Living a short boat ride from Seattle, the birthplace of Redfin, we see more Redfin here than most places. And once an idea is born, like a virus . . . it spreads.

If you are not familiar with Redfin, in short, they are a real estate brokerage that credits back to their client part of the commission paid to a buyer’s agent. The Redfin website states, “In major metropolitan areas, our own agents deliver fanatical service and a 50% commission refund.”

Looking at the model of discounting, I do not have issue with that. What I, and many other agents have issue with is that Redfin (and others like them), utilize the efforts of outside agents to cut their costs and save their company money. Which is why many listing contracts state that buyer’s agents must be present at all showings (this topic could be discussed in another full blog entry).

Case in point, this is an experience that happened to me recently. An agent from a Redfin-like brokerage on Bainbridge Island contacted me, the listing agent, to see one of our Coldwell Banker listings on the island. His e-mail to me stated he and his one associate were both out of town, but they had out-of-state buyers here for the weekend who really wanted to look at my listing tomorrow. He asked if I, the listing agent could show his clients my Coldwell Banker listing. Now, as a listing agent, I want to sell my listing. I am always looking out for the best interest of my sellers. However, the buyer’s were not my clients and this brokerage, who pays back part of their commission to their clients wanted me, to do the leg-work involved in working with their buyer.

On a sunny Saturday, I was fully-booked, and it left me in an awkward position. Should I get another agent from my office to do this work, for another brokerage? To add to the matter, these buyers, who were purported to be out-of-state folks were actually from Seattle, I found out after talking to them.

The entire scenario smelled fishy to me. If I had out of state buyers in town, I would have it circled on my calendar and I would arrange coverage if I was out of town myself. You see where I am going with this. My suspicions are that this is the M.O. of this brokerage, to get listing agents to do their work for them. Not only is that unfair, I get really cranky when I am lied to.

I talked with these buyers at the end of their day looking at homes on the island, without their agent present (I am guessing they were showed homes by listing agents all day) and from our conversation, it was clear they got an earful form some unhappy agents not pleased about doing other’s work for them.

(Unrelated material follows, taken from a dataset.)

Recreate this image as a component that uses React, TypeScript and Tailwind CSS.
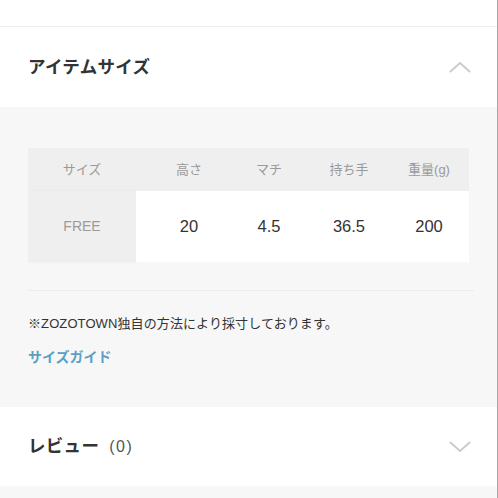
import React from "react";

const font = { fontFamily: '"Liberation Sans", "Noto Sans CJK JP", sans-serif' };

function ChevronUp() {
  return (
    <svg width="22" height="12" viewBox="0 0 22 12" fill="none">
      <path d="M1.5 10.5 L11 2 L20.5 10.5" stroke="#cccccc" strokeWidth="2" strokeLinecap="round" strokeLinejoin="round" />
    </svg>
  );
}
function ChevronDown() {
  return (
    <svg width="22" height="12" viewBox="0 0 22 12" fill="none">
      <path d="M1.5 1.5 L11 10 L20.5 1.5" stroke="#cccccc" strokeWidth="2" strokeLinecap="round" strokeLinejoin="round" />
    </svg>
  );
}

export default function App() {
  const heads = ["高さ", "マチ", "持ち手", "重量(g)"];
  const vals = ["20", "4.5", "36.5", "200"];
  return (
    <div style={font} className="w-[498px] h-[498px] bg-[#f7f7f7] border-r border-[#a8a8a8] overflow-hidden flex flex-col">
      <div className="h-[27px] bg-white border-b border-[#eeeeee] shrink-0" />
      <div className="h-[80px] bg-white flex items-center justify-between pl-[28px] pr-[26px] shrink-0">
        <span className="text-[17.5px] font-bold text-[#333333] tracking-[0.3px]">アイテムサイズ</span>
        <ChevronUp />
      </div>
      <div className="h-[300px] shrink-0 px-[28px] pt-[41px] flex flex-col">
        <div className="w-[441px] flex flex-col">
          <div className="h-[43px] bg-[#efefef] flex text-[13px] text-[#9a9a9a]">
            <div className="w-[108px] flex items-center justify-center">サイズ</div>
            <div className="w-[93px] pl-[13px] flex items-center justify-center">{heads[0]}</div>
            {heads.slice(1).map((h) => (
              <div key={h} className="w-[80px] flex items-center justify-center">{h}</div>
            ))}
          </div>
          <div className="h-[71px] flex">
            <div className="w-[108px] bg-[#efefef] flex items-center justify-center text-[14px] text-[#9a9a9a] shadow-[1px_0_2px_rgba(0,0,0,0.06)]">FREE</div>
            <div className="w-[93px] pl-[13px] bg-white flex items-center justify-center text-[16.5px] text-[#333333]">{vals[0]}</div>
            {vals.slice(1).map((v) => (
              <div key={v} className="w-[80px] bg-white flex items-center justify-center text-[16.5px] text-[#333333]">{v}</div>
            ))}
          </div>
        </div>
        <div className="mt-[28px] h-px bg-[#ececec] w-[446px]" />
        <div className="mt-[24px] text-[13px] text-[#333333] leading-[18px] tracking-[0.1px]">※ZOZOTOWN独自の方法により採寸しております。</div>
        <div className="mt-[15px] text-[14px] font-bold text-[#5b9fc4] leading-[18px]">サイズガイド</div>
      </div>
      <div className="h-[79px] bg-white flex items-center justify-between pl-[28px] pr-[26px] shrink-0">
        <div className="flex items-baseline">
          <span className="text-[17.5px] font-bold text-[#333333] tracking-[0.3px]">レビュー</span>
          <span className="ml-[10px] text-[16px] tracking-[1.5px] text-[#555555]">(0)</span>
        </div>
        <ChevronDown />
      </div>
      <div className="flex-1 bg-[#f7f7f7]" />
    </div>
  );
}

It comes down to this, this other brokerage, by not doing the legwork of an agent, is admitting that there is work out there that buyers agents need to be paid for – they just aren’t going to be the ones doing it. They are saying hey, we will save you money because we are not going to charge you for the legwork, (we’ll get someone else to do it for us, for free, he, he). If these discount brokers want to work at a reduced rate-more power to them. In this economy, all hard-working agents are working harder for less money. This new brokerage, that is trying to make money off of my sweat – has made a bad first impression with me.